O swojej zmianie zaczęłam opowiadać na blogu i okazało się, że nie jestem jedyna w takiej sytuacji. Stąd zrodził się pomysł na książkę Gotuję, nie marnuję. Szybko zauważyłam, że jest ogromna luka edukacyjna w Polsce. Moja książka była pierwszą na naszym rynku wydawniczym poświęconą niemarnowaniu jedzenia.
Sylwia Majcher: jak żyć zero waste
Publikacja książki okazała się życiową rewolucją?
Okazało się, że jest ogromne zapotrzebowanie na taką tematykę. Miałam kolejne pomysły na książki, propozycje na warsztaty. Sukces tej publikacji stworzył mi nowy zawód, nowe zajęcie. Po uporządkowaniu kuchni nabrałam apetytu, żeby robić porządki dalej. Patrzyłam, czego mam za dużo w łazience, w salonie, sypialni i tak powstała druga książka Wykorzystuję, nie marnuję. 52 wyzwania zero waste.
Zaczęła pani swoją życiową rewolucję, mając jakieś narzędzie wyniesione z domu. Teraz w dorosłość wchodzi pokolenie, które dojrzewało w poczucie ogólnego dostatku. Od czego zacząć nasze zmiany? Co radzi pani osobom zmęczonym nadmiarem wszystkiego?

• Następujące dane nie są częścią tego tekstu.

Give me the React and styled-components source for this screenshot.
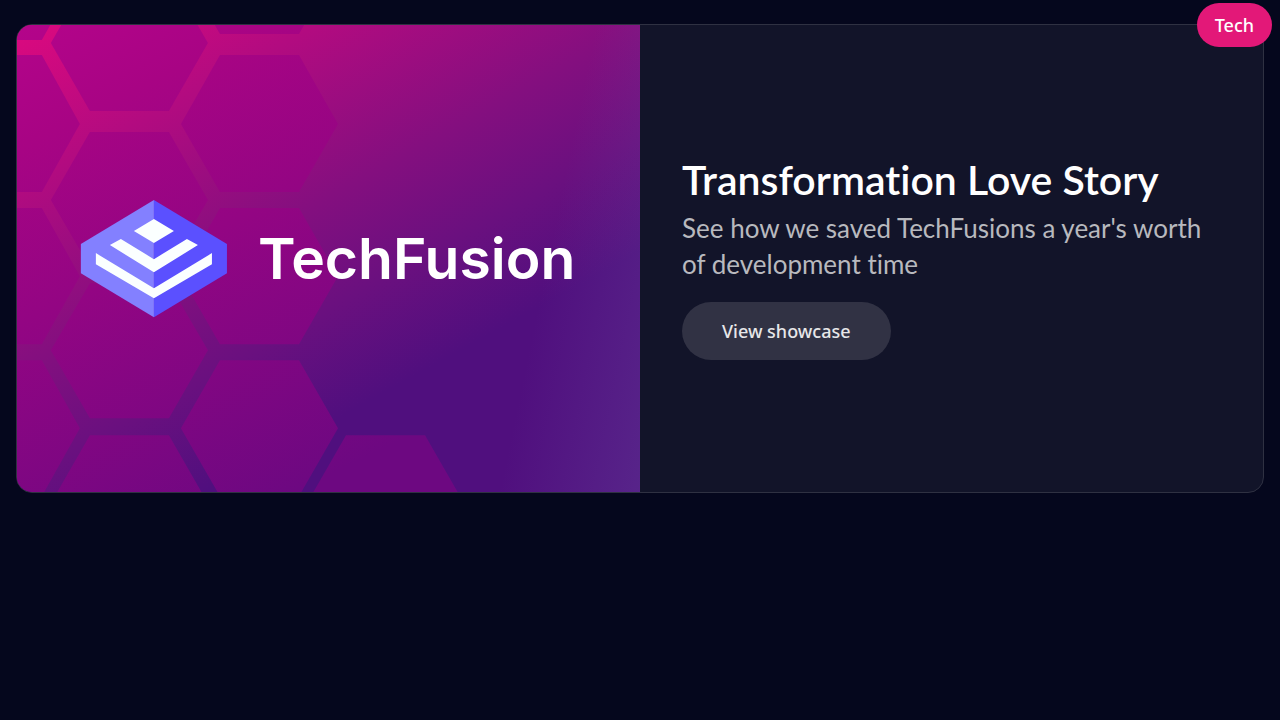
import React from 'react';
import styled, { createGlobalStyle } from 'styled-components';

const GlobalStyle = createGlobalStyle`
  *, *::before, *::after { box-sizing: border-box; }
  body {
    margin: 0;
    background: #05071d;
    color: #ffffff;
    font-family: "Noto Sans", sans-serif;
  }
`;

const Page = styled.main`
  padding: 24px 16px;
`;

const Card = styled.article`
  position: relative;
  display: grid;
  grid-template-columns: 1fr 1fr;
  background: #121429;
  border: 1px solid #2f3142;
  border-radius: 16px;
`;

const Media = styled.div`
  aspect-ratio: 4 / 3;
  overflow: hidden;
  border-radius: 15px 0 0 15px;
`;

const Artwork = styled.svg`
  display: block;
  width: 100%;
  height: 100%;
`;

const Wordmark = styled.text`
  fill: #ffffff;
  font-family: Inter, sans-serif;
  font-size: 57px;
  font-weight: 600;
`;

const Content = styled.div`
  display: flex;
  flex-direction: column;
  align-items: flex-start;
  justify-content: center;
  padding: 42px;
`;

const Title = styled.h2`
  margin: 0 0 8px;
  font-family: Lato, sans-serif;
  font-size: 41px;
  font-weight: 600;
  line-height: 44px;
  font-variant-ligatures: none;
`;

const Description = styled.p`
  margin: 0 0 20px;
  color: #b8b9be;
  font-family: Lato, sans-serif;
  font-size: 26px;
  line-height: 36px;
  font-variant-ligatures: none;
`;

const ShowcaseButton = styled.button`
  padding: 16px 40px;
  border: 0;
  border-radius: 29px;
  background: #313244;
  color: #e7e7e9;
  font-family: "Noto Sans", sans-serif;
  font-size: 18px;
  font-weight: 500;
  line-height: 26px;
  cursor: pointer;
`;

const Badge = styled.span`
  position: absolute;
  top: -22px;
  right: -9px;
  padding: 9px 18px;
  border-radius: 22px;
  background: #e31878;
  font-size: 18px;
  font-weight: 500;
  line-height: 26px;
`;

const hexagons = [
  // left edge column
  'M-60 -60H25L63 -53 25 15H-60Z',
  'M-60 30H25L63 99 25 167H-60Z',
  'M-60 183H25L63 251 25 319H-60Z',
  'M-60 335H25L63 403 25 471H-60Z',
  // second column
  'M73 -50H152L191 18 152 86H73L34 18Z',
  'M73 107H152L191 175 152 242H73L34 175Z',
  'M73 258H152L191 325 152 393H73L34 325Z',
  'M73 410H152L191 478 152 546H73L34 478Z',
  // third column
  'M203 -127H282L321 -59 282 9H203L164 -59Z',
  'M203 30H282L321 99 282 167H203L164 99Z',
  'M203 183H282L321 251 282 319H203L164 251Z',
  'M203 335H282L321 403 282 471H203L164 403Z',
  // fourth column
  'M329 410H408L447 478 408 546H329L290 478Z',
];

function FusionArtwork() {
  return (
    <Artwork viewBox="0 0 623 467" preserveAspectRatio="xMidYMid slice" role="img" aria-label="TechFusion">
      <defs>
        <linearGradient id="backdrop" gradientUnits="userSpaceOnUse" x1="0" y1="0" x2="241" y2="437">
          <stop offset="0.03" stopColor="#d8097f" />
          <stop offset="0.29" stopColor="#b20b80" />
          <stop offset="0.6" stopColor="#840f7f" />
          <stop offset="0.8" stopColor="#6a107f" />
          <stop offset="1" stopColor="#500f7e" />
        </linearGradient>
        <linearGradient id="glow" gradientUnits="userSpaceOnUse" x1="494" y1="409" x2="629" y2="437">
          <stop offset="0" stopColor="#6a5aa8" stopOpacity="0" />
          <stop offset="1" stopColor="#6a5aa8" stopOpacity="0.28" />
        </linearGradient>
        <linearGradient id="cells" gradientUnits="userSpaceOnUse" x1="0" y1="0" x2="234" y2="487">
          <stop offset="0" stopColor="#b4048a" />
          <stop offset="0.2" stopColor="#a80484" />
          <stop offset="0.5" stopColor="#930583" />
          <stop offset="1" stopColor="#6d0881" />
        </linearGradient>
      </defs>
      <rect width="623" height="467" fill="url(#backdrop)" />
      <rect width="623" height="467" fill="url(#glow)" />
      {hexagons.map((d) => (
        <path key={d} d={d} fill="url(#cells)" />
      ))}
      <path d="M137 175L64 219V248L137 292Z" fill="#8380ff" />
      <path d="M137 175L210 219V248L137 292Z" fill="#5b50ff" />
      <path
        d="M137 194L157 206 137 218 117 206ZM93 220L104 214 137 234 170 214 181 220 137 247ZM79 228L137 263 195 228V239L137 273 79 239Z"
        fill="#fbffff"
      />
      <Wordmark x="241" y="254">TechFusion</Wordmark>
    </Artwork>
  );
}

export default function App() {
  return (
    <>
      <GlobalStyle />
      <Page>
        <Card>
          <Media>
            <FusionArtwork />
          </Media>
          <Content>
            <Title>Transformation Love Story</Title>
            <Description>See how we saved TechFusions a year's worth of development time</Description>
            <ShowcaseButton type="button">View showcase</ShowcaseButton>
          </Content>
          <Badge>Tech</Badge>
        </Card>
      </Page>
    </>
  );
}
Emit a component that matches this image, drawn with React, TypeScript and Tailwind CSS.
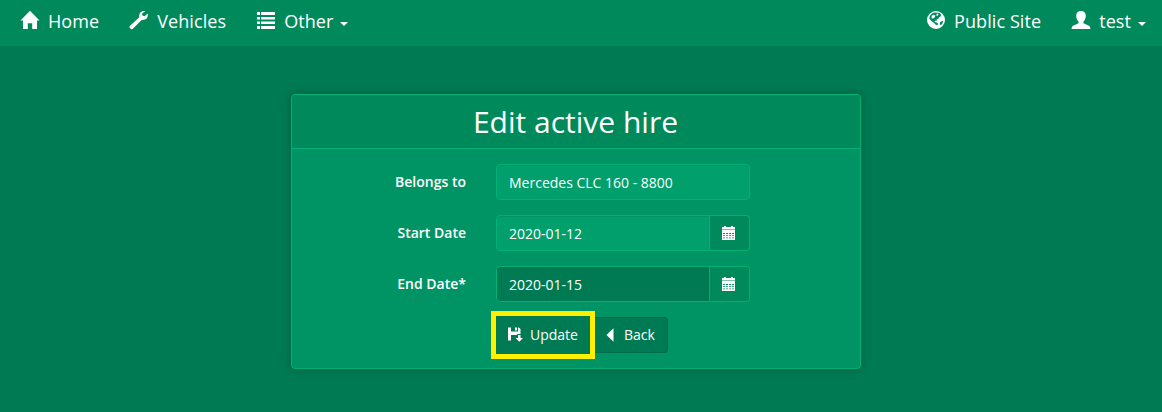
import type { ReactNode } from 'react';

type IconProps = { className?: string };

const HomeIcon = ({ className }: IconProps) => (
  <svg className={className} width="20" height="20" viewBox="0 0 20 20" fill="currentColor">
    <path d="M10 .8 19.5 10.6H17V19H12.2V13.3H7.8V19H3V10.6H.5Z" />
  </svg>
);

const WrenchIcon = ({ className }: IconProps) => (
  <svg className={className} width="20" height="20" viewBox="0 0 20 20" fill="currentColor">
    <path d="M16.2 1.3C13.7.4 11 2 10.4 4.4 10.1 5.8 10.5 7 10.1 7.6L.8 16.1C.3 16.6.3 17.3.8 17.8L1.9 18.9C2.4 19.4 3.1 19.4 3.6 18.9L12.1 10.6C13 9.8 14.4 10.1 15.9 9.600 18.1 8.8 19.4 6 18.6 3.500L15.6 6.2 13.3 5.4 13.1 3.500Z" />
  </svg>
);

const ListIcon = ({ className }: IconProps) => (
  <svg className={className} width="20" height="20" viewBox="0 0 20 20" fill="currentColor">
    <path d="M1 2h3v3H1zM5 2h14v3H5zM1 7h3v2.4H1zM5 7h14v2.4H5zM1 11.6h3V14H1zM5 11.6h14V14H5zM1 16h3v3H1zM5 16h14v3H5z" />
  </svg>
);

const GlobeIcon = ({ className }: IconProps) => (
  <svg className={className} width="20" height="20" viewBox="0 0 20 20" fill="currentColor">
    <path
      fillRule="evenodd"
      d="M10 1a9 9 0 1 0 0 18A9 9 0 0 0 10 1ZM5.200 4.200 7.500 2.800 10 2.400 13.500 3.100 15.200 4.800 14.600 6.600 12.900 7.400 12.500 8.800 10.700 9.200 11 10.600 9 10.700 8.600 12.100 10.500 12.500 12.200 13.800 11.400 15.200 9.800 14.800 7.600 12.600 5.300 11 3.400 8.600 3.700 6.200ZM14 12.200 16.700 10.800 17.300 11.400 16.300 13.600 14.800 15.200 13.800 14.200Z"
    />
    <path d="m5.800 5.500 2.200-.8 1.500.8-.9 2.100-1.900 1.100-1.200-.8ZM10.600 3.600l1.900.4-.8 2-1.300-.5Z" />
  </svg>
);

const UserIcon = ({ className }: IconProps) => (
  <svg className={className} width="20" height="20" viewBox="0 0 20 20" fill="currentColor">
    <path d="M10 1C7 1 5.200 3 5.200 5.700c0 2 .8 4.400 2.100 5.700.6.7.5 1.800-.3 2.200L2.100 15.700C1 16.200.7 17.400.5 19h19c-.2-1.600-.5-2.800-1.600-3.300L13 13.600c-.8-.4-.9-1.500-.3-2.200 1.300-1.300 2.100-3.700 2.100-5.700C14.800 3 13 1 10 1Z" />
  </svg>
);

const CalendarIcon = () => (
  <svg width="14" height="14" viewBox="0 0 14 14" fill="currentColor">
    <path d="M2 0h2v1h5V0h2v1h2v2H0V1h2z" />
    <path fillOpacity=".5" d="M0 3h13v1H0z" />
    <path
      fillRule="evenodd"
      d="M0 4h13v10H0zM1 7v1h2V7zM4 7v1h2V7zM7 7v1h2V7zM10 7v1h2V7zM1 9.200v.8h2v-.8zM4 9.200v.8h2v-.8zM7 9.200v.8h2v-.8zM10 9.200v.8h2v-.8zM1 11.400v.8h2v-.8zM4 11.400v.8h2v-.8zM7 11.400v.8h2v-.8zM10 11.400v.8h2v-.8z"
    />
  </svg>
);

const SaveIcon = () => (
  <svg className="-mt-0.5" width="15" height="15" viewBox="0 0 15 15" fill="currentColor">
    <path d="M0 .5h3v4h7v-4h.8L12.500 2v5H9.200v1H3v5.500H0zM7 .5h2v3H7z" />
    <path d="M10 8h2.500v3H15l-3.700 3.700L7.600 11H10z" />
  </svg>
);

const BackIcon = () => (
  <svg className="-mt-px" width="8" height="14" viewBox="0 0 8 14" fill="currentColor">
    <path d="M.5 7 7.500.3v13.400Z" />
  </svg>
);

const Caret = () => (
  <span className="ml-[7px] mt-[6px] border-x-4 border-t-4 border-x-transparent border-t-white" />
);

const NavItem = ({ icon, label, caret }: { icon: ReactNode; label: string; caret?: boolean }) => (
  <a href="#" className="flex items-center px-[15px] text-white">
    {icon}
    <span className="ml-2 leading-[26px] tracking-[0.08px]">{label}</span>
    {caret && <Caret />}
  </a>
);

const Row = ({ label, children }: { label: string; children: ReactNode }) => (
  <div className="mb-[15px] flex h-9">
    <label className="w-[174px] pt-[7px] text-right font-semibold leading-[22px]">{label}</label>
    <div className="ml-[30px] flex w-[254px]">{children}</div>
  </div>
);

const DateField = ({ value, dark }: { value: string; dark?: boolean }) => (
  <>
    <div
      className={`h-9 w-[214px] rounded-l border border-[#00b074] px-3 pt-2 leading-5 shadow-[inset_0_1px_1px_rgba(0,0,0,0.075)] ${
        dark ? 'bg-[#007a52]' : 'bg-[#009f6b]'
      }`}
    >
      {value}
    </div>
    <button
      type="button"
      className="flex h-9 w-10 items-center justify-start rounded-r border border-l-0 border-[#00b074] bg-[#008a5c] pl-3"
    >
      <CalendarIcon />
    </button>
  </>
);

export default function App() {
  return (
    <div className="min-h-[412px] bg-[#007a52] font-['Open_Sans',sans-serif] text-sm text-white">
      <nav className="flex h-[46px] justify-between bg-[#008a5c] pb-[5px] pl-[5px] pr-px text-lg">
        <div className="flex">
          <NavItem icon={<HomeIcon className="-mt-0.5" />} label="Home" />
          <NavItem icon={<WrenchIcon className="-mt-0.5" />} label="Vehicles" />
          <NavItem icon={<ListIcon className="-mt-0.5" />} label="Other" caret />
        </div>
        <div className="flex">
          <NavItem icon={<GlobeIcon className="-mt-0.5" />} label="Public Site" />
          <NavItem icon={<UserIcon className="-mt-0.5" />} label="test" caret />
        </div>
      </nav>

      <main className="ml-[291px] mt-12 h-[275px] w-[570px] rounded border border-[#00b074] bg-[#009464] shadow-[0_0_10px_rgba(0,0,0,0.22)]">
        <header className="h-[54px] rounded-t-[3px] border-b border-[#00b074] bg-[#008a5c] pr-px pt-[10px] text-center">
          <h1 className="text-[30px] leading-[33px]">Edit active hire</h1>
        </header>
        <form className="pt-[15px]">
          <Row label="Belongs to">
            <div className="h-9 w-full rounded border border-[#00b074] bg-[#009f6b] px-3 pt-2 leading-5 shadow-[inset_0_1px_1px_rgba(0,0,0,0.075)]">
              Mercedes CLC 160 - 8800
            </div>
          </Row>
          <Row label="Start Date">
            <DateField value="2020-01-12" />
          </Row>
          <Row label="End Date*">
            <DateField value="2020-01-15" dark />
          </Row>
          <div className="-mt-[6px] ml-[199px] flex items-center">
            <div className="border-[5px] border-[#fff000] bg-[#007a52]">
              <button
                type="button"
                className="flex h-[38px] w-[94px] items-center bg-[#007a52] pl-3"
              >
                <SaveIcon />
                <span className="ml-[7px]">Update</span>
              </button>
            </div>
            <button
              type="button"
              className="flex h-9 w-[73px] items-center rounded-r border border-l-0 border-[#006b47] bg-[#007a52] pl-[11px]"
            >
              <BackIcon />
              <span className="ml-[10px]">Back</span>
            </button>
          </div>
        </form>
      </main>
    </div>
  );
}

Najpierw polecam sprawdzić, z czego wynika nasz nadmiar. Badania Banku Żywności, Instytutu Żywienia czy SGGW pokazują, że marnujemy dlatego, że mamy za dużo, robimy za duże zakupy, nie mamy pomysłu na wykorzystanie jedzenia, nie robimy listy zakupów, nie planujemy posiłków. Jeśli chcemy coś u siebie zmienić, musimy sprawdzić, w której grupie jesteśmy i od czego zacząć wdrożenie planu naprawczego. Lista zakupów, choć brzmi banalnie, jest niezwykle ważna, a ¾ Polaków jej nie robi. Potem się błąkamy po sklepie, tracimy i czas, i energię, bo o nie wiemy, co kupić. Dla mnie taka lista jest wentylem bezpieczeństwa. Bardzo ogranicza moje różne pokusy. Jest drogowskazem w sklepie. Mam ją podzieloną na kategorie, dostosowaną do kilku posiłków, które zamierzam zrobić.